During the break, Shibata pressed the advantage on the floor, but Danielson trapped him in a chair and hit him with a running dropkick. He wasn't able to press it back in the ring, because Shibata, trapped in the corner, turned it around and started throwing these killer pokey Tenryu-esque punches. In his control, he was able to dropkick Danielson in the corner and step on his elbow. Parallels abound.

They went into a false finishing stretch there. Shibata wins matches with the sleeper into the PK and he tried the sleeper here. Danielson fought out and they traded ankle locks, with Danielson turning it into his ankle-hooked German, followed by a Shibata STO. This really felt like a finishing stretch, with both wrestlers down, Shibata recovering for the death valley driver, and Danielson reversing the ripcord forearm attempt into the Busaiku Knee and the LeBell Lock.

It doesn't work though. You see false finishes, but you rarely see a false finishing stretch that feels so fully formed. AEW house style often has a shine/heat/a finisher teased right before they go to the commercial break, but this went further than that. In doing so, it made the strike exchange that was to come more palatable to me. Yes, they'd ultimately be asking to get hit, but it was after they brought the match to a logical conclusion and it simply wouldn't end. Yes, I say this fully understanding why strike exchanges like this happen, the cultural significance, how they played out in the 2010s. I still don't love them. I get that fans want them. I get that they're expected. Later in the show, during the Keith/O'Riley and Claudio/Archer matches, they were even more egregious because this one felt like it was a special moment and it ended up being not even a once-in-the-night (or twice-in-the-night moment; guys were asking their opponent to hit them all night!).
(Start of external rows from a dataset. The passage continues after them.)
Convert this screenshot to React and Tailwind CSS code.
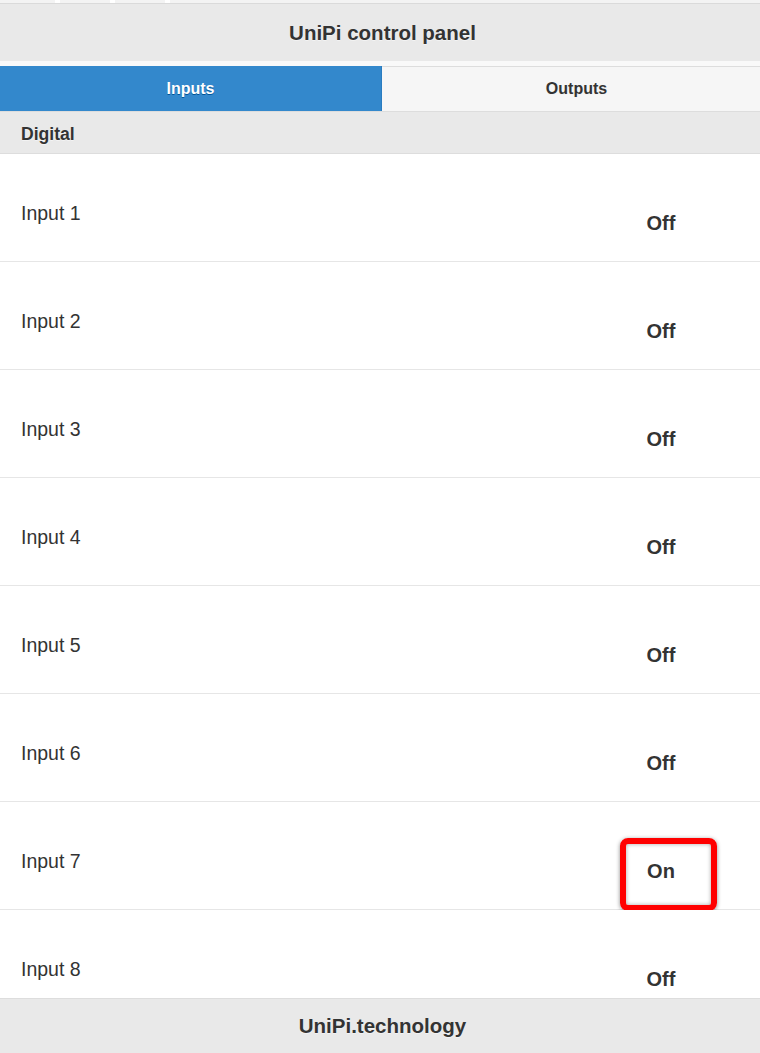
import React from "react";

const inputs = [
  { name: "Input 1", state: "Off" },
  { name: "Input 2", state: "Off" },
  { name: "Input 3", state: "Off" },
  { name: "Input 4", state: "Off" },
  { name: "Input 5", state: "Off" },
  { name: "Input 6", state: "Off" },
  { name: "Input 7", state: "On", highlight: true },
  { name: "Input 8", state: "Off" },
];

const InputRow = ({ name, state, highlight }) => (
  <li className="relative flex h-[108px] shrink-0 justify-between border-b border-[#e6e6e6] bg-white pl-[21px]">
    <span className="pt-[47px] text-[19.5px] leading-[24px] text-[#333]">{name}</span>
    <span className="w-[150px] pt-[57px] pr-[48px] text-center text-[20px] font-bold leading-[24px] text-[#333]">
      {state}
    </span>
    {highlight && (
      <div className="absolute left-[620px] top-[36px] h-[73px] w-[97px] rounded-[8px] border-[6px] border-[#ff0000] shadow-[0_1px_4px_rgba(0,0,0,0.45),inset_0_0_4px_rgba(0,0,0,0.35)]" />
    )}
  </li>
);

const App = () => {
  return (
    <div className="flex h-[1053px] flex-col overflow-hidden bg-white font-['Liberation_Sans',Arial,sans-serif] text-[#333]">
      <div className="flex h-[3px] shrink-0 bg-[#f3f3f3]">
        <span className="ml-[55px] w-[5px] bg-white" />
        <span className="ml-[50px] w-[5px] bg-white" />
        <span className="ml-[50px] w-[5px] bg-white" />
      </div>

      <header className="flex h-[58px] shrink-0 items-center justify-center border-t border-[#dadada] bg-[#e9e9e9] pt-[2px] pl-[5px] [text-shadow:0_1px_0_#f3f3f3]">
        <h1 className="text-[20.5px] font-bold">UniPi control panel</h1>
      </header>

      <div className="h-[5px] shrink-0 bg-[#f9f9f9]" />

      <nav className="grid h-[46px] shrink-0 grid-cols-[382px_1fr] border-b border-[#dddddd] text-[16px] font-bold">
        <button className="flex items-center justify-center border-r border-[#2a7cc0] bg-[#3388cc] text-white [text-shadow:0_1px_0_#005599]">
          Inputs
        </button>
        <button className="flex items-center justify-center border-t border-[#dddddd] bg-[#f6f6f6] pl-[11px] text-[#333] [text-shadow:0_1px_0_#f3f3f3]">
          Outputs
        </button>
      </nav>

      <div className="flex h-[42px] shrink-0 items-center border-b border-[#dddddd] bg-[#e9e9e9] pt-[3px] pl-[21px] text-[17.6px] font-bold [text-shadow:0_1px_0_#f3f3f3]">
        Digital
      </div>

      <ul className="flex min-h-0 flex-1 flex-col overflow-hidden">
        {inputs.map((input) => (
          <InputRow key={input.name} {...input} />
        ))}
      </ul>

      <footer className="flex h-[55px] shrink-0 items-center justify-center border-t border-[#dddddd] bg-[#e9e9e9] pl-[5px] text-[20.5px] font-bold [text-shadow:0_1px_0_#f3f3f3]">
        UniPi.technology
      </footer>
    </div>
  );
};

export default App;
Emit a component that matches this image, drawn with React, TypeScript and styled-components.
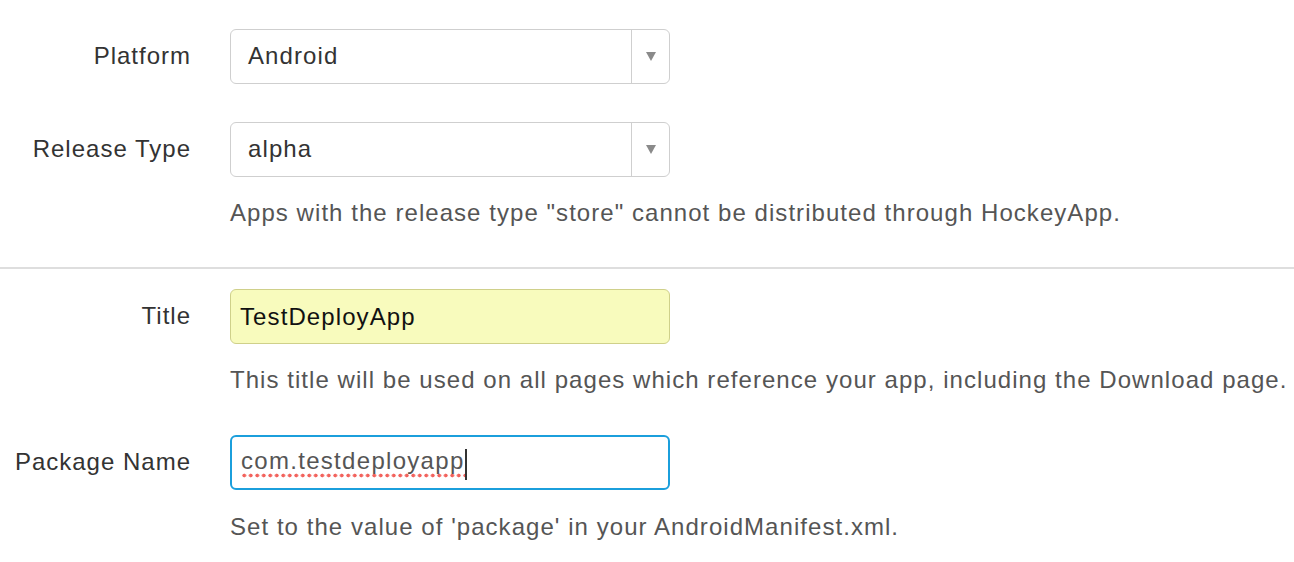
import React from "react";
import styled, { createGlobalStyle } from "styled-components";

const Global = createGlobalStyle`
  html, body { margin: 0; padding: 0; background: #fff; }
  body { font-family: "Liberation Sans", Arial, sans-serif; color: #333; }
`;

const Page = styled.div`
  padding-top: 29px;
  width: 1294px;
  overflow: hidden;
`;

const Row = styled.div<{ $mt?: number }>`
  display: grid;
  grid-template-columns: 190px 440px;
  column-gap: 40px;
  align-items: start;
  margin-top: ${(p) => p.$mt ?? 0}px;
`;

const Label = styled.div`
  font-size: 24px;
  letter-spacing: 1px;
  line-height: 54px;
  height: 55px;
  text-align: right;
  color: #333;
  white-space: nowrap;
  margin-right: -1px;
`;

const Field = styled.div`
  display: flex;
  flex-direction: column;
  min-width: 0;
`;

const SelectBox = styled.div`
  box-sizing: border-box;
  height: 55px;
  border: 1.5px solid #cfcfcf;
  border-radius: 6px;
  display: flex;
  align-items: stretch;
  background: #fff;
`;

const SelectValue = styled.div`
  flex: 1;
  padding-left: 17px;
  font-size: 24px;
  letter-spacing: 1.1px;
  line-height: 51px;
  color: #333;
`;

const SelectArrow = styled.div`
  width: 37px;
  border-left: 1.5px solid #cfcfcf;
  display: flex;
  align-items: center;
  justify-content: center;
  &::after {
    content: "";
    display: block;
    width: 0;
    height: 0;
    border-left: 5px solid transparent;
    border-right: 5px solid transparent;
    border-top: 9px solid #8a8a8a;
    margin-left: 1px;
  }
`;

const TextBox = styled.div<{ $variant: "filled" | "focus" }>`
  box-sizing: border-box;
  height: 55px;
  border-radius: 6px;
  padding-left: 9px;
  font-size: 24px;
  letter-spacing: 1.1px;
  display: flex;
  align-items: center;
  ${(p) =>
    p.$variant === "filled"
      ? `background: #f8fbbd; border: 1.5px solid #cfd08a; color: #111;`
      : `background: #fff; border: 2px solid #1b9fdc; color: #555;`}
`;

const Misspelled = styled.span`
  padding-bottom: 3px;
  background-image: radial-gradient(circle, #f2635d 1.7px, transparent 2.2px);
  background-size: 6.5px 5px;
  background-repeat: repeat-x;
  background-position: 0 100%;
  letter-spacing: 1.3px;
`;

const Caret = styled.span`
  display: inline-block;
  width: 2px;
  height: 31px;
  background: #333;
  margin-top: 4px;
`;

const Help = styled.div<{ $mt: number }>`
  margin-top: ${(p) => p.$mt}px;
  font-size: 24px;
  letter-spacing: 1.05px;
  line-height: 30px;
  color: #555;
  white-space: nowrap;
`;

const Divider = styled.hr`
  margin: 39px 0 20px;
  border: 0;
  height: 2px;
  background: #dedede;
`;

export default function App() {
  return (
    <>
      <Global />
      <Page>
        <Row>
          <Label>Platform</Label>
          <Field>
            <SelectBox>
              <SelectValue>Android</SelectValue>
              <SelectArrow />
            </SelectBox>
          </Field>
        </Row>
        <Row $mt={38}>
          <Label>Release Type</Label>
          <Field>
            <SelectBox>
              <SelectValue>alpha</SelectValue>
              <SelectArrow />
            </SelectBox>
            <Help $mt={21}>
              Apps with the release type "store" cannot be distributed through HockeyApp.
            </Help>
          </Field>
        </Row>
        <Divider />
        <Row>
          <Label>Title</Label>
          <Field>
            <TextBox $variant="filled">TestDeployApp</TextBox>
            <Help $mt={21}>
              This title will be used on all pages which reference your app, including the Download page.
            </Help>
          </Field>
        </Row>
        <Row $mt={40}>
          <Label>Package Name</Label>
          <Field>
            <TextBox $variant="focus">
              <Misspelled>com.testdeployapp</Misspelled>
              <Caret />
            </TextBox>
            <Help $mt={22}>Set to the value of 'package' in your AndroidManifest.xml.</Help>
          </Field>
        </Row>
      </Page>
    </>
  );
}
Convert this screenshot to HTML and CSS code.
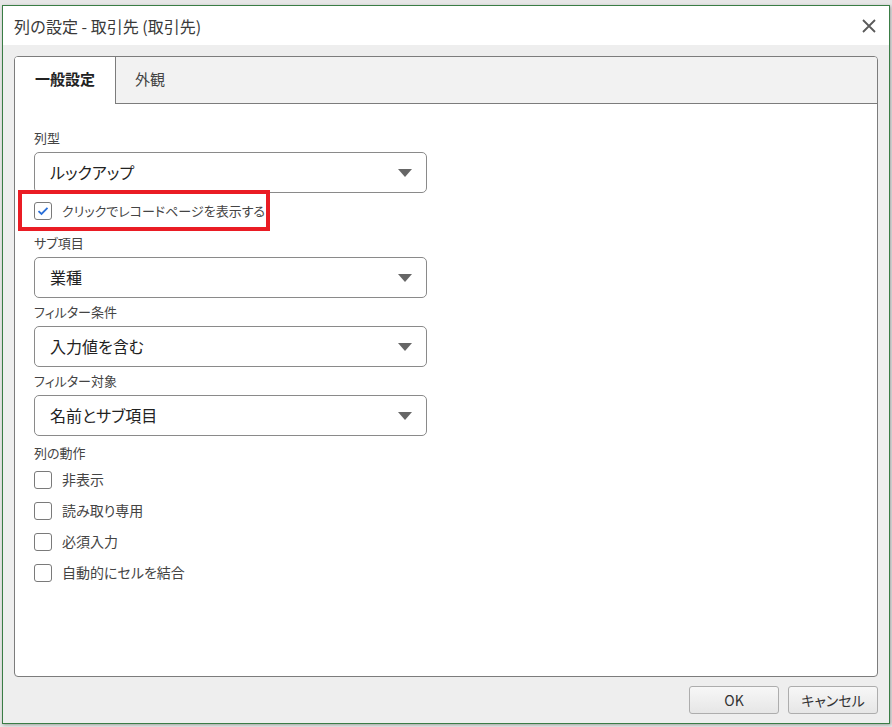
FILE: index.html
```html
<!DOCTYPE html>
<html lang="ja">
<head>
<meta charset="utf-8">
<link rel="stylesheet" href="styles.css">
</head>
<body>
<div class="dialog">
  <div class="titlebar">
    <span class="title">列の設定 - 取引先 (取引先)</span>
    <svg class="close" width="14" height="14" viewBox="0 0 14 14"><path d="M1 1L13 13M13 1L1 13" stroke="#5a5a5a" stroke-width="1.8" fill="none"/></svg>
  </div>
  <div class="body">
    <div class="tabs">
      <div class="tabbar">
        <div class="tab active">一般設定</div>
        <div class="tab">外観</div>
      </div>
      <div class="panel">
        <div class="field first">
          <div class="label">列型</div>
          <div class="select"><span>ルックアップ</span><i class="arrow"></i></div>
        </div>
        <div class="check-row highlight">
          <span class="box checked"><svg width="12" height="10" viewBox="0 0 12 10"><path d="M1.5 5.2L4.5 8L10.5 1.8" stroke="#2b6fd8" stroke-width="1.8" fill="none"/></svg></span>
          <span class="small">クリックでレコードページを表示する</span>
          <span class="redbox"></span>
        </div>
        <div class="field sub">
          <div class="label">サブ項目</div>
          <div class="select"><span>業種</span><i class="arrow"></i></div>
        </div>
        <div class="field">
          <div class="label">フィルター条件</div>
          <div class="select"><span>入力値を含む</span><i class="arrow"></i></div>
        </div>
        <div class="field">
          <div class="label">フィルター対象</div>
          <div class="select"><span>名前とサブ項目</span><i class="arrow"></i></div>
        </div>
        <div class="label actions">列の動作</div>
        <div class="check-list">
          <div class="check-row"><span class="box"></span><span>非表示</span></div>
          <div class="check-row"><span class="box"></span><span>読み取り専用</span></div>
          <div class="check-row"><span class="box"></span><span>必須入力</span></div>
          <div class="check-row"><span class="box"></span><span>自動的にセルを結合</span></div>
        </div>
      </div>
    </div>
    <div class="footer">
      <button class="btn">OK</button>
      <button class="btn">キャンセル</button>
    </div>
  </div>
</div>
</body>
</html>
```

FILE: styles.css
```css
html, body {
  margin: 0;
  padding: 0;
}
body {
  background: #e6e6e6;
  width: 892px;
  height: 727px;
  overflow: hidden;
  font-family: "Noto Sans CJK JP", "Noto Sans", sans-serif;
  font-feature-settings: "palt";
  color: #333;
}
.dialog {
  margin: 5px 0 0 2px;
  width: 888px;
  height: 719px;
  box-sizing: border-box;
  border: 1px solid #3a7d45;
  background: #eeeeee;
  box-shadow: 1px 1px 3px rgba(0,0,0,0.3);
  display: flex;
  flex-direction: column;
}
.titlebar {
  height: 39px;
  background: #ffffff;
  display: flex;
  align-items: center;
  justify-content: space-between;
  padding: 1px 13px 0 11px;
  box-sizing: border-box;
}
.title {
  font-size: 16px;
  line-height: 20px;
  color: #3a3a3a;
  font-feature-settings: normal;
}
.close {
  display: block;
}
.body {
  flex: 1;
  padding: 11px 11px 9px 11px;
  display: flex;
  flex-direction: column;
}
.tabs {
  height: 621px;
  box-sizing: border-box;
  border: 1px solid #7c7c7c;
  border-radius: 4px;
  background: #fff;
  display: flex;
  flex-direction: column;
  overflow: hidden;
}
.tabbar {
  height: 47px;
  box-sizing: border-box;
  background: #f2f2f2;
  border-bottom: 1px solid #7c7c7c;
  display: flex;
}
.tab {
  font-size: 15px;
  line-height: 20px;
  padding: 12px 20px 0 19px;
  color: #444;
}
.tab.active {
  background: #fff;
  font-weight: bold;
  color: #222;
  width: 101px;
  box-sizing: border-box;
  padding-left: 20px;
  border-right: 1px solid #7c7c7c;
  margin-bottom: -1px;
}
.panel {
  flex: 1;
  padding: 26px 0 0 19px;
}
.label {
  font-size: 13px;
  line-height: 16px;
  padding-bottom: 2px;
  color: #444;
}
.field {
  margin-top: 6px;
}
.field.first {
  margin-top: 0;
}
.field.sub {
  margin-top: 15px;
}
.select {
  margin-top: 4px;
  width: 393px;
  height: 41px;
  box-sizing: border-box;
  border: 1px solid #8a8a8a;
  border-radius: 5px;
  display: flex;
  align-items: center;
  justify-content: space-between;
  padding: 0 14px 2px 15px;
  font-size: 16px;
  color: #222;
}
.arrow {
  width: 0;
  height: 0;
  margin-top: 2px;
  border-left: 7.5px solid transparent;
  border-right: 7.5px solid transparent;
  border-top: 8px solid #666;
}
.check-row {
  position: relative;
  display: flex;
  align-items: center;
  height: 18px;
  font-size: 14px;
  color: #444;
}
.check-row > span:not(.box):not(.redbox) {
  position: relative;
  top: -1px;
}
.check-row.highlight {
  margin-top: 9px;
}
.box {
  width: 18px;
  height: 18px;
  box-sizing: border-box;
  border: 1px solid #7a7a7a;
  border-radius: 3px;
  background: #fff;
  margin-right: 10px;
  display: flex;
  align-items: center;
  justify-content: center;
  flex: none;
}
.small {
  font-size: 13px;
}
.redbox {
  position: absolute;
  left: -16px;
  top: -12px;
  width: 252px;
  height: 41px;
  box-sizing: border-box;
  border: 4px solid #ea1c24;
}
.label.actions {
  margin-top: 9px;
}
.check-list {
  margin-top: 8px;
  display: flex;
  flex-direction: column;
  gap: 13px;
}
.footer {
  margin-top: 9px;
  display: flex;
  justify-content: flex-end;
  gap: 9px;
}
.btn {
  width: 90px;
  height: 28px;
  box-sizing: border-box;
  border: 1px solid #adadad;
  border-radius: 3px;
  background: linear-gradient(#f7f7f7, #e6e6e6);
  font-family: "Noto Sans CJK JP", "Noto Sans", sans-serif;
  font-feature-settings: "palt";
  font-size: 14px;
  color: #333;
  padding: 0 0 1px 0;
  line-height: 20px;
  display: flex;
  align-items: center;
  justify-content: center;
  text-align: center;
}
```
But I won't punish this match for what came later. Here, at least, it did feel special, with Shibata sitting cross-legged first, with the two trading boots after he rolled to his feet, with Danielson dropping down and showing that they were equals, with both cross-legged and firing away. There is no rule of wrestling so universal that there isn't some situation where it makes sense to break it. For strike exchanges where people just ask for it, this was probably it. Danielson won it (when he couldn't earlier) and to me, it was because he had already hit the knee once. That's when they went into the real finish, with Danielson failing on his second knee, Shibata locking the Octopus, and the two going into roll ups. Maybe it was my own expectations. With these two, I was expecting that extra level of excess and we only got the normal level of it, placed at the right point in the right match to make it resonate. If they had worked the whole match that way, it would have frustrated me, but a couple of minutes of the ultimate parallel, the willing strike exchange, in a match built upon the notion of two so equally matched mirror-image wrestlers, well, what can I say? It worked for me.